To do |
Go through the listing below and list every line with "styles".

-- Collected material start --

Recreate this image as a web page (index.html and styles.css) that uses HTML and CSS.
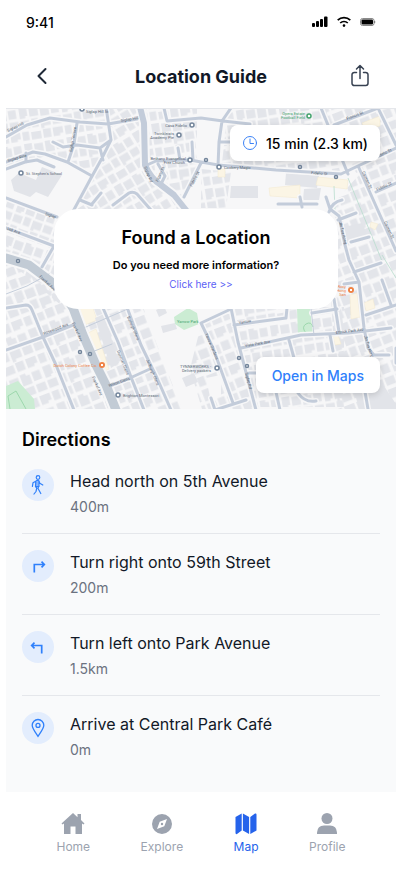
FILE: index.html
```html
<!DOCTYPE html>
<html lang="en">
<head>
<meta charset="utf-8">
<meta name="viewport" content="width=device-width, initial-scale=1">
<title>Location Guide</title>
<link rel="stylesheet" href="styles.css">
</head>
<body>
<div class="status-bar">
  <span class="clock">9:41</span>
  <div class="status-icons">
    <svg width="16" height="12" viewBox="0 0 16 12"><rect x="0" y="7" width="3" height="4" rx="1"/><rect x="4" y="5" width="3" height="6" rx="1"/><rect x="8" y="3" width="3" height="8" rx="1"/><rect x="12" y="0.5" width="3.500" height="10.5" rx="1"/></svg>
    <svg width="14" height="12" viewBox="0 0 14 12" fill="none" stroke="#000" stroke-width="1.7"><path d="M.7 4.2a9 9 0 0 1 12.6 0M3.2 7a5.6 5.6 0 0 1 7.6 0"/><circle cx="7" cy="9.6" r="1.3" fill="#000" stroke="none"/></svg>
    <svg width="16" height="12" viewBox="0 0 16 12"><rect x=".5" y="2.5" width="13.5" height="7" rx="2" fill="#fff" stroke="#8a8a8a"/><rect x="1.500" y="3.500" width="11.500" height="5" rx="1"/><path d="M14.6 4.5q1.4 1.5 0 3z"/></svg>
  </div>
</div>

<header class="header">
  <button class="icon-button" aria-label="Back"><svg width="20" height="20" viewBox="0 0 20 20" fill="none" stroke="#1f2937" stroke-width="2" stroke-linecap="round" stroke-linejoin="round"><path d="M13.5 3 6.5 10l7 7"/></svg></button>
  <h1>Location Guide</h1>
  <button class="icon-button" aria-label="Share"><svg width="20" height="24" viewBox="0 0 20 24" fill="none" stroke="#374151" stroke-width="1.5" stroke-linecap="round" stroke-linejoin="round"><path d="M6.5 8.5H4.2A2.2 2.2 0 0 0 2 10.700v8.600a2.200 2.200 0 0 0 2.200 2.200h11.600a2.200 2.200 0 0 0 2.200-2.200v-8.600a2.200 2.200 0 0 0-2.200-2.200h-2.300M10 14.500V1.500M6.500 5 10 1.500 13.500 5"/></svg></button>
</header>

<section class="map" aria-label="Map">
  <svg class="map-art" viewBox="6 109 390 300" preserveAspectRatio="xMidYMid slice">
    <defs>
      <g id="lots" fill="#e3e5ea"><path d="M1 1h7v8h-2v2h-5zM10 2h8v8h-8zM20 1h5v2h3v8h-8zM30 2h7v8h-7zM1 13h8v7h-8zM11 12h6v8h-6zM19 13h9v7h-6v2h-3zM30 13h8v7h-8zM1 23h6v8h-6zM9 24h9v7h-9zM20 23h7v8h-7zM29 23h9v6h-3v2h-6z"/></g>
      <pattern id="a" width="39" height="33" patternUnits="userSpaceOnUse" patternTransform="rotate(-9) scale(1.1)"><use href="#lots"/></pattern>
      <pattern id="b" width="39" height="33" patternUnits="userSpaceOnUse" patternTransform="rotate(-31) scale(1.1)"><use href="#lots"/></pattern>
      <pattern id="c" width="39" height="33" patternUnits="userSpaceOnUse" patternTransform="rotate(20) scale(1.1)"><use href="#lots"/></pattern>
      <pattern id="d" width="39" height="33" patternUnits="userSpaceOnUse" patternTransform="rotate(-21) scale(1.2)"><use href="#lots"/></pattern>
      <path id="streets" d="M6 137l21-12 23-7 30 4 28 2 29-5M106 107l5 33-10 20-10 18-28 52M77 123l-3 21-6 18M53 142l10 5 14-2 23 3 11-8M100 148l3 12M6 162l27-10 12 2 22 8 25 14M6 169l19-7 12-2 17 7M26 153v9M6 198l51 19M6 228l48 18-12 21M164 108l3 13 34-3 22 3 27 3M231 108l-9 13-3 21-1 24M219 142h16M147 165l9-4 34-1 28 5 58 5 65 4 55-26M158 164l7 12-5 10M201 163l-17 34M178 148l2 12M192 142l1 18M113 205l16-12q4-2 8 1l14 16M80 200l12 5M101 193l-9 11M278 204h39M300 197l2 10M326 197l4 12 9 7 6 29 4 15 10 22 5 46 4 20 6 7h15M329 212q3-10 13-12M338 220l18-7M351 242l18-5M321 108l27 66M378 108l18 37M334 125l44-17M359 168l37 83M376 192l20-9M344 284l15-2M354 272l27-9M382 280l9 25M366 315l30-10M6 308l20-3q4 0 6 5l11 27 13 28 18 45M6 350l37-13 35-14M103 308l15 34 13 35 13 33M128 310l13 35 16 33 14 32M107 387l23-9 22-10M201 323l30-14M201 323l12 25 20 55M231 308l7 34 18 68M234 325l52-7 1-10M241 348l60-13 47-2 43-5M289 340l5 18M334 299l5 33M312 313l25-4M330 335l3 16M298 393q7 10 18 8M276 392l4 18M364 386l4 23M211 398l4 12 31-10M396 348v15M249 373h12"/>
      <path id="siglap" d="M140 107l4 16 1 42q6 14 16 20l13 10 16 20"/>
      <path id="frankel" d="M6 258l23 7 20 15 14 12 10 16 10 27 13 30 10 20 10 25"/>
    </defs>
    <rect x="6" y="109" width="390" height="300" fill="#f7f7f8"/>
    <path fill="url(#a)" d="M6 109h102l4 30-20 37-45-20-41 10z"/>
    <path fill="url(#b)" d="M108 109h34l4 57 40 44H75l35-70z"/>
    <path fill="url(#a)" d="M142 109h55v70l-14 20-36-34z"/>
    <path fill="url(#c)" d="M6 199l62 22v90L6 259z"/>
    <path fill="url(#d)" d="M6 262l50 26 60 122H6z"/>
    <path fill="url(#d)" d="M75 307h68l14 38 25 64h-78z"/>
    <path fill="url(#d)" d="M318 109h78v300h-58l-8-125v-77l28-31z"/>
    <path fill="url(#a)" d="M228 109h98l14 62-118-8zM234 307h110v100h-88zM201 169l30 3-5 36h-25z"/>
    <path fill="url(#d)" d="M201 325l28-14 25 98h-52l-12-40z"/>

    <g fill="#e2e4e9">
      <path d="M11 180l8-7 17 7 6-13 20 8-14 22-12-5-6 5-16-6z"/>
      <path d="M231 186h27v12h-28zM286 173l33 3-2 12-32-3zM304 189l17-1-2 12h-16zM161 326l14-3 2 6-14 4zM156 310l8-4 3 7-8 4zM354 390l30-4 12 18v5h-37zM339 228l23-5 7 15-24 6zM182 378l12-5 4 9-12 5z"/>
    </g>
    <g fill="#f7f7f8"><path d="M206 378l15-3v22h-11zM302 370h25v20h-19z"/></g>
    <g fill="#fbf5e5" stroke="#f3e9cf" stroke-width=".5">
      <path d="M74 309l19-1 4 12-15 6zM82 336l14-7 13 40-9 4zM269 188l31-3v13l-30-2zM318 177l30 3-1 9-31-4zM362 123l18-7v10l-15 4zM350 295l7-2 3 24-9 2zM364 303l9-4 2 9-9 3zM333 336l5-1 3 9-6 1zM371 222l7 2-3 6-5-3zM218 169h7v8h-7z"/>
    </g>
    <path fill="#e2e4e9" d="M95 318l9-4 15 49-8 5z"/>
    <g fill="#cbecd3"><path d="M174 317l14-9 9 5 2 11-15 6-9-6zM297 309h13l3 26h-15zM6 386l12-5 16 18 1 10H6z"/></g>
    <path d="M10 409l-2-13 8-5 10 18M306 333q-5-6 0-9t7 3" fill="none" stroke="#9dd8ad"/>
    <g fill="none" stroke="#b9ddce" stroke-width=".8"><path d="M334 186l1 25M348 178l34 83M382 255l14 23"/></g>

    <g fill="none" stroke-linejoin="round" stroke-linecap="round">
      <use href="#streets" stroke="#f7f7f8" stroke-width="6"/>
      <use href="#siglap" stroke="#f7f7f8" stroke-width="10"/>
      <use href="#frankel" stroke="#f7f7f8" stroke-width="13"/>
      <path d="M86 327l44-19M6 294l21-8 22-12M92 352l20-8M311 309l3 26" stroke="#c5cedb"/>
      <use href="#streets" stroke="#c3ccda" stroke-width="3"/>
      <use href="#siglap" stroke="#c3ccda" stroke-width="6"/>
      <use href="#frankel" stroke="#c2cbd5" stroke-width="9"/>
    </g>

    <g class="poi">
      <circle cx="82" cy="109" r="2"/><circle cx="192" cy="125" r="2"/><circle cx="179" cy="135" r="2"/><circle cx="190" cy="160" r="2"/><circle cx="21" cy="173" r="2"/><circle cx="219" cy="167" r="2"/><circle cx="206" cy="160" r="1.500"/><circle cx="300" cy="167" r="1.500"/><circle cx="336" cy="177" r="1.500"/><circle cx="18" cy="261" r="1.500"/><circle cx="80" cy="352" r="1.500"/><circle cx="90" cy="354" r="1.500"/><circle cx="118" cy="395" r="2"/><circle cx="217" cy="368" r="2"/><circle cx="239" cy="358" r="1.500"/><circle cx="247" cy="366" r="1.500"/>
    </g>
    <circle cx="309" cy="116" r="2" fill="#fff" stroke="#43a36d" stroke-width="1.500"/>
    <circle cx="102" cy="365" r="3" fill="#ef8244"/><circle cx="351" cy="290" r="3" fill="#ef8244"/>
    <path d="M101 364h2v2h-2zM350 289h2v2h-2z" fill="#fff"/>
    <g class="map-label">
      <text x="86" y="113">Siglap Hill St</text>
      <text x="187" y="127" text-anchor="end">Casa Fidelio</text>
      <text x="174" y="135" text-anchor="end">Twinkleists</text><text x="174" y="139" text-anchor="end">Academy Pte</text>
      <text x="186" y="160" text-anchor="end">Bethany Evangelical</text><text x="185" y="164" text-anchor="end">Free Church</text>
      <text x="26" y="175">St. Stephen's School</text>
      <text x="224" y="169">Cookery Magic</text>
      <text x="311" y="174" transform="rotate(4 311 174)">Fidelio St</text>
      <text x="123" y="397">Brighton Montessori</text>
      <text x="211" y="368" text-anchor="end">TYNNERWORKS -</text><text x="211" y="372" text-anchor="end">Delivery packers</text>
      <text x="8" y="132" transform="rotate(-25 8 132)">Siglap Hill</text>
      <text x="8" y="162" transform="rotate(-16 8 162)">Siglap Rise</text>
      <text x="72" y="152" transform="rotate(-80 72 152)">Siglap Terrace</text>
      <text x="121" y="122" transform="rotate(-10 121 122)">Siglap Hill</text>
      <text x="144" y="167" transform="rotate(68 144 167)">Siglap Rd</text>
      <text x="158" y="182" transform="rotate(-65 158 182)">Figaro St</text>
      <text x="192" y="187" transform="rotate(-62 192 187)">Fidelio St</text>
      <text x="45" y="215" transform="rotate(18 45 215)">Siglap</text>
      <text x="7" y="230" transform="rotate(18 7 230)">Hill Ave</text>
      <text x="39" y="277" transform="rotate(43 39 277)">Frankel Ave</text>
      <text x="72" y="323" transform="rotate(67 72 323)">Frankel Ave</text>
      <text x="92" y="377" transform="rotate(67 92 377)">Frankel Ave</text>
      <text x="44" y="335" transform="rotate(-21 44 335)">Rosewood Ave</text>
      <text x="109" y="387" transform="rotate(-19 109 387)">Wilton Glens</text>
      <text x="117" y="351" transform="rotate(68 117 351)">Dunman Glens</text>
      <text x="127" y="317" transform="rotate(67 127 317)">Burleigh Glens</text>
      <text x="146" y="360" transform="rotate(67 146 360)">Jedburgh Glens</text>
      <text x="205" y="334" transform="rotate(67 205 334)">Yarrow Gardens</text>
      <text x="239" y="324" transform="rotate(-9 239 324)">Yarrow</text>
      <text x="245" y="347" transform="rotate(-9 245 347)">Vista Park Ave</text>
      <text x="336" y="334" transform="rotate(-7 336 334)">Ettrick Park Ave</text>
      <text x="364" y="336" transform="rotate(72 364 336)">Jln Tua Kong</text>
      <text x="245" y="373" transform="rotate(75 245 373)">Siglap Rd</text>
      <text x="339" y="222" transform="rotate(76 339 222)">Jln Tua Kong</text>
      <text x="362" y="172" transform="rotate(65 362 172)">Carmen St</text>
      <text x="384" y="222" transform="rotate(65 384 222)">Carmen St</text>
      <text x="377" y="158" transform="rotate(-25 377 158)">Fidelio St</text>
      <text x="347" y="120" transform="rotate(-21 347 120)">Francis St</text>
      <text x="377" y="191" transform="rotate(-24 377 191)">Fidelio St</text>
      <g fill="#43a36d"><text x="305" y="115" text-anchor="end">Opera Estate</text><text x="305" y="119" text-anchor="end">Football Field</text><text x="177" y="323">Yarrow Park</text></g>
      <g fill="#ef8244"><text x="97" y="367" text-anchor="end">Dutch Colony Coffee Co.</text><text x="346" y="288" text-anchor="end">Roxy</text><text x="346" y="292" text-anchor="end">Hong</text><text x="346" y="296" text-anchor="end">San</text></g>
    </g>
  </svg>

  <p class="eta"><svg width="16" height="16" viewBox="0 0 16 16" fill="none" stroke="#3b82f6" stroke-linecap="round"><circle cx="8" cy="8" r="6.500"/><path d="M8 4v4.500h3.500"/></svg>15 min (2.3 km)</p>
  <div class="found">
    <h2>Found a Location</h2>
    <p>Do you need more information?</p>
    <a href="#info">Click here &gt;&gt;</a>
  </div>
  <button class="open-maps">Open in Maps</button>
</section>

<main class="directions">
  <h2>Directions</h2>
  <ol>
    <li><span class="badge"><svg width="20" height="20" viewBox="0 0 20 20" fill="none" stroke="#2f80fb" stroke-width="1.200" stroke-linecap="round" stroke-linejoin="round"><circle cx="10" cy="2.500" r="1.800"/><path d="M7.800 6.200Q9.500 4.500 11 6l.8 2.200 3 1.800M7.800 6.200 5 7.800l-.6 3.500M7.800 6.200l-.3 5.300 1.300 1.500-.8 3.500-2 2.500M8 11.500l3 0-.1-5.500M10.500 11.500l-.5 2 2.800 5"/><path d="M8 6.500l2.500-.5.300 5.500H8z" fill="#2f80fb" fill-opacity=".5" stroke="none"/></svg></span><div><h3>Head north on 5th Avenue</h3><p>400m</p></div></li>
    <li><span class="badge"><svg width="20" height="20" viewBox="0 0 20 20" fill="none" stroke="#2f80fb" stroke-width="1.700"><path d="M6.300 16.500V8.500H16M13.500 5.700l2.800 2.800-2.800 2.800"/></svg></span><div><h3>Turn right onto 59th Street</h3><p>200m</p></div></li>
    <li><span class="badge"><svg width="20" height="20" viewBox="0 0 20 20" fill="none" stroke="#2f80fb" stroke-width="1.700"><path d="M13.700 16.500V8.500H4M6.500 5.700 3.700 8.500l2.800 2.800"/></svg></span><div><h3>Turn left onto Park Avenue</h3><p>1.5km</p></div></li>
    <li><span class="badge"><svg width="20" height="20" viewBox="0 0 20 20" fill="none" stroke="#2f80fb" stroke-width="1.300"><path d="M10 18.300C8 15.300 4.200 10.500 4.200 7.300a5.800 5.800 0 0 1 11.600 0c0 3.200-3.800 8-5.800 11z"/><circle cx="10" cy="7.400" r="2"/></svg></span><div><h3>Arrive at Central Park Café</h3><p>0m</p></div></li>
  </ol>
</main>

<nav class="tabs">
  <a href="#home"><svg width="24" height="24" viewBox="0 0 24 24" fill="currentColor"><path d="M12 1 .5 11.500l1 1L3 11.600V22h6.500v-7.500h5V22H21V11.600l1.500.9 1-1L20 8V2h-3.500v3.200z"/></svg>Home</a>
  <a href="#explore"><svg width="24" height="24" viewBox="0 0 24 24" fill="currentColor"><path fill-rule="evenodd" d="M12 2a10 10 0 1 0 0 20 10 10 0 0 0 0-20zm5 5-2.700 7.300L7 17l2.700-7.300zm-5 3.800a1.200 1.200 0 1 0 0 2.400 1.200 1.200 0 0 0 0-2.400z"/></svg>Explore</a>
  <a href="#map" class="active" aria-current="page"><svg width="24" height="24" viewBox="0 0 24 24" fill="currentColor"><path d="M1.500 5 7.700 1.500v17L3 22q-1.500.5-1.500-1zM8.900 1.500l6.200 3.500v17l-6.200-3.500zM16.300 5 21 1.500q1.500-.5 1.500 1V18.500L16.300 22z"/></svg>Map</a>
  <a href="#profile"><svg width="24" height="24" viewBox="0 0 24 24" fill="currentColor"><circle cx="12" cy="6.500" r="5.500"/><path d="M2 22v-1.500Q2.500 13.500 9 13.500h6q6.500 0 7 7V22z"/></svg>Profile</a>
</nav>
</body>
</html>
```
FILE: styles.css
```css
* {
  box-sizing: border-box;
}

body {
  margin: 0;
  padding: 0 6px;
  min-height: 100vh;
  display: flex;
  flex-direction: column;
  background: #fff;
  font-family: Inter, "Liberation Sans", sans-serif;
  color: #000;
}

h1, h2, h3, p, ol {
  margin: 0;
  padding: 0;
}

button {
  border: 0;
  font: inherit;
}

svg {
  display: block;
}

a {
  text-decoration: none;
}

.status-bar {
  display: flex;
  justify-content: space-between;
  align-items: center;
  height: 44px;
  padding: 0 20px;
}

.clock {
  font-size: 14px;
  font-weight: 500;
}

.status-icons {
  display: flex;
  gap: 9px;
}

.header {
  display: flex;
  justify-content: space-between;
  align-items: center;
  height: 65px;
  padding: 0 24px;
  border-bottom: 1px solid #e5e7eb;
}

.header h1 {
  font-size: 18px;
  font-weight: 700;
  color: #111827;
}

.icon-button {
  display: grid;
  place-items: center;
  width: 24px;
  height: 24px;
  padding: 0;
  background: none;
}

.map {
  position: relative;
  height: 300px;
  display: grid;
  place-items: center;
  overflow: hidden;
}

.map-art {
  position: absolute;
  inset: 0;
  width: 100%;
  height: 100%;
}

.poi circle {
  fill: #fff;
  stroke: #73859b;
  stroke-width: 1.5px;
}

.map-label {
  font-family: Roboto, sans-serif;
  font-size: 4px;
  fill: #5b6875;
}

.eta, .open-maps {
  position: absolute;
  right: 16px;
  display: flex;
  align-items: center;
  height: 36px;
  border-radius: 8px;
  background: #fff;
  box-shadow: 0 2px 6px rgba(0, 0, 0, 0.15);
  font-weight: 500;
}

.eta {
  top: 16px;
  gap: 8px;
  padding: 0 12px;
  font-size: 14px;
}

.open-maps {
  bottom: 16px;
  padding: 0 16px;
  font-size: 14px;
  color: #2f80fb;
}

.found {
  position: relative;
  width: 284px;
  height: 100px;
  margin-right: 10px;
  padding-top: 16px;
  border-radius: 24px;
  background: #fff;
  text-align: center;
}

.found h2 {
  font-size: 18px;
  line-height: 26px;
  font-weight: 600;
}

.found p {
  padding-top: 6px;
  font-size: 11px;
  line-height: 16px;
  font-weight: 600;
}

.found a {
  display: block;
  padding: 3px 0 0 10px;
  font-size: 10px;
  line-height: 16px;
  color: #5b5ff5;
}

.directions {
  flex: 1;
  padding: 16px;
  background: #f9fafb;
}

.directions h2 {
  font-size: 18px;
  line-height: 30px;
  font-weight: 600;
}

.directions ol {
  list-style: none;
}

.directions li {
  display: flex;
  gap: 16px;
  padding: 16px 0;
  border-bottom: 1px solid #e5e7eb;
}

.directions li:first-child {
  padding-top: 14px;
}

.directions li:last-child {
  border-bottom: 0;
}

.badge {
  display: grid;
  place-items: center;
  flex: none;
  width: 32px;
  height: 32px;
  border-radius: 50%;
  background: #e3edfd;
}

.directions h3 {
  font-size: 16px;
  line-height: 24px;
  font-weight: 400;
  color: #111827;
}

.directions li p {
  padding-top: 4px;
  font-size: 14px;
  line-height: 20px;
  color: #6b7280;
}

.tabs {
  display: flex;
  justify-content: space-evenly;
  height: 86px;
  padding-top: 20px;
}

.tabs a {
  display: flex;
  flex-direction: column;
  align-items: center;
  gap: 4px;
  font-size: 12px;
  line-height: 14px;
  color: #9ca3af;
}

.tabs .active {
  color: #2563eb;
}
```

-- Collected material end --

Exercise result |
Recreate this image as a web page (index.html and styles.css) that uses HTML and CSS.
<link rel="stylesheet" href="styles.css">
FILE: styles.css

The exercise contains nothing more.